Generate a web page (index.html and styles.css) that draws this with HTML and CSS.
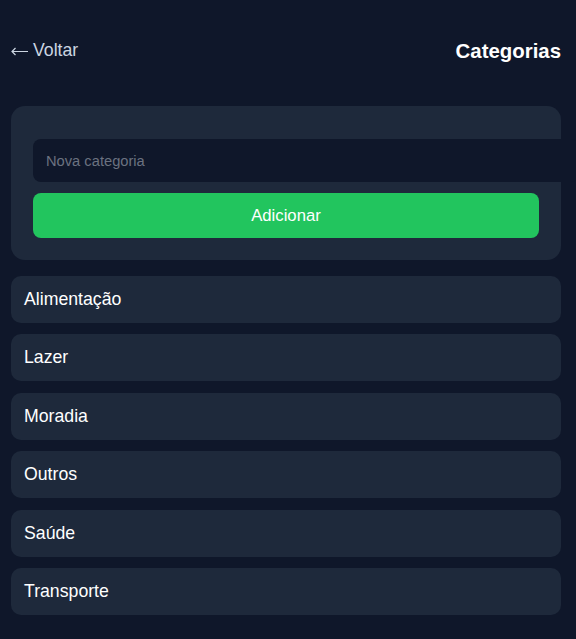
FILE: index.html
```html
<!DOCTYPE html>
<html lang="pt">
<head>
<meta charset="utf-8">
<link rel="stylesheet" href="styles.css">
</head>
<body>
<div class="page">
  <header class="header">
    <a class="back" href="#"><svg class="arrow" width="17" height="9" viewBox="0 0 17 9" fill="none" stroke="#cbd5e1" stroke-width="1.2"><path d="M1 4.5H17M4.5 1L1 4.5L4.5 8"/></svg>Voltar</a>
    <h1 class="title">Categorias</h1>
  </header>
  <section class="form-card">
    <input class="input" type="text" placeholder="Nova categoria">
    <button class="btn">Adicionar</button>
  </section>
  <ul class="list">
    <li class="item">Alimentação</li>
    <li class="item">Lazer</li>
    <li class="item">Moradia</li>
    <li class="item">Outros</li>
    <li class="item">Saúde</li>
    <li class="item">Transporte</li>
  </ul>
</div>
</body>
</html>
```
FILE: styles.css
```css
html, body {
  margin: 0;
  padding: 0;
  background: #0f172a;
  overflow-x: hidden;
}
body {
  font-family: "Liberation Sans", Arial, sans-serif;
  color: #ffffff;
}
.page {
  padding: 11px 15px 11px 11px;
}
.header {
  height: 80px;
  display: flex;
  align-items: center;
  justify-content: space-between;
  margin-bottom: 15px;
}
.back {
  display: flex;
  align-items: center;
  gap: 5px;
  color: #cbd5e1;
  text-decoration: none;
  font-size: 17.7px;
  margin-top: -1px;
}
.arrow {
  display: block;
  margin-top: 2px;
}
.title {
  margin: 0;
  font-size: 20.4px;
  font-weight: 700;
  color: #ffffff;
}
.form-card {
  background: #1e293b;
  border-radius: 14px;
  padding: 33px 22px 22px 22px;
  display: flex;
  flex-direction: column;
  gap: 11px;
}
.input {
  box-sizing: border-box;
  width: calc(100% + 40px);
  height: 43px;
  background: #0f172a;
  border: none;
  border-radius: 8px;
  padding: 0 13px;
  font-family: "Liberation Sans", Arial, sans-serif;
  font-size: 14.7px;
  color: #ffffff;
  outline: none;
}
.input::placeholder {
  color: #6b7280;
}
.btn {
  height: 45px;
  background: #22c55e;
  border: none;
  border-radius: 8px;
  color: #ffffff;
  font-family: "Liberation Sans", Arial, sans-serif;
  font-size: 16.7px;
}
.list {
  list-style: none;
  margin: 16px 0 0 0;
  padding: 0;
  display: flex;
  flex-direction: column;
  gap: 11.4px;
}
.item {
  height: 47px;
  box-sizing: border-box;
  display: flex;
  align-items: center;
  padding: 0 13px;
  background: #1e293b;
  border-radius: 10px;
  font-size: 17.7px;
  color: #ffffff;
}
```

...

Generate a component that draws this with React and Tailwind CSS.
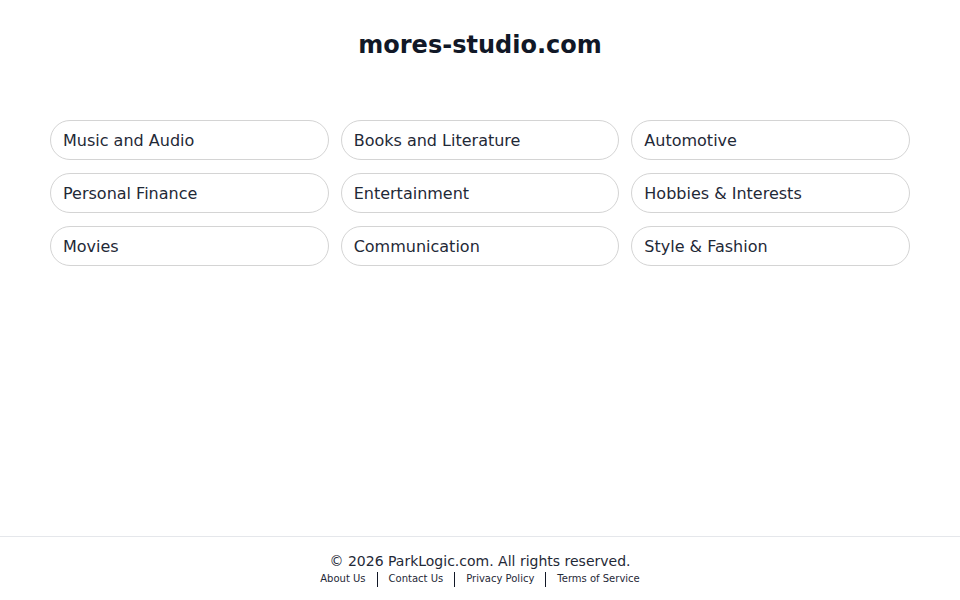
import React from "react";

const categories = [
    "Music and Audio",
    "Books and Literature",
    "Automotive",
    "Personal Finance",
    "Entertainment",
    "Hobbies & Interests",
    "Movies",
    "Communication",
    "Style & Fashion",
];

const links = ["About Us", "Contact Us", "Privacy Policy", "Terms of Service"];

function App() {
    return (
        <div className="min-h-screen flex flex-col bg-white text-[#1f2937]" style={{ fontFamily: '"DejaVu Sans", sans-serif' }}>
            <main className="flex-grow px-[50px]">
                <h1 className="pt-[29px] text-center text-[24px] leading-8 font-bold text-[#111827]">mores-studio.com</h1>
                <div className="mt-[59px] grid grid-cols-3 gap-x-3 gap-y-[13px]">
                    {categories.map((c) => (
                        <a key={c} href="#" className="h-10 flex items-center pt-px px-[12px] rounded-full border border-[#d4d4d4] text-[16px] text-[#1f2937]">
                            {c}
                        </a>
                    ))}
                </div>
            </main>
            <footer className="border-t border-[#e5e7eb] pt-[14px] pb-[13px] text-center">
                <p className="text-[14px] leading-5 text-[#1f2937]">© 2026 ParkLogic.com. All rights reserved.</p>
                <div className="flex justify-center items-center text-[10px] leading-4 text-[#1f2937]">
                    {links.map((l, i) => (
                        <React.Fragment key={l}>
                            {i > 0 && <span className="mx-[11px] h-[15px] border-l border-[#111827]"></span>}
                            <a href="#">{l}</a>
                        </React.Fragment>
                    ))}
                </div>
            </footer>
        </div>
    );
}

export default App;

_What you are asked to do_. Count how many lines of the material hold the string "page". Give the number and nothing more.

_Solved problem_. 3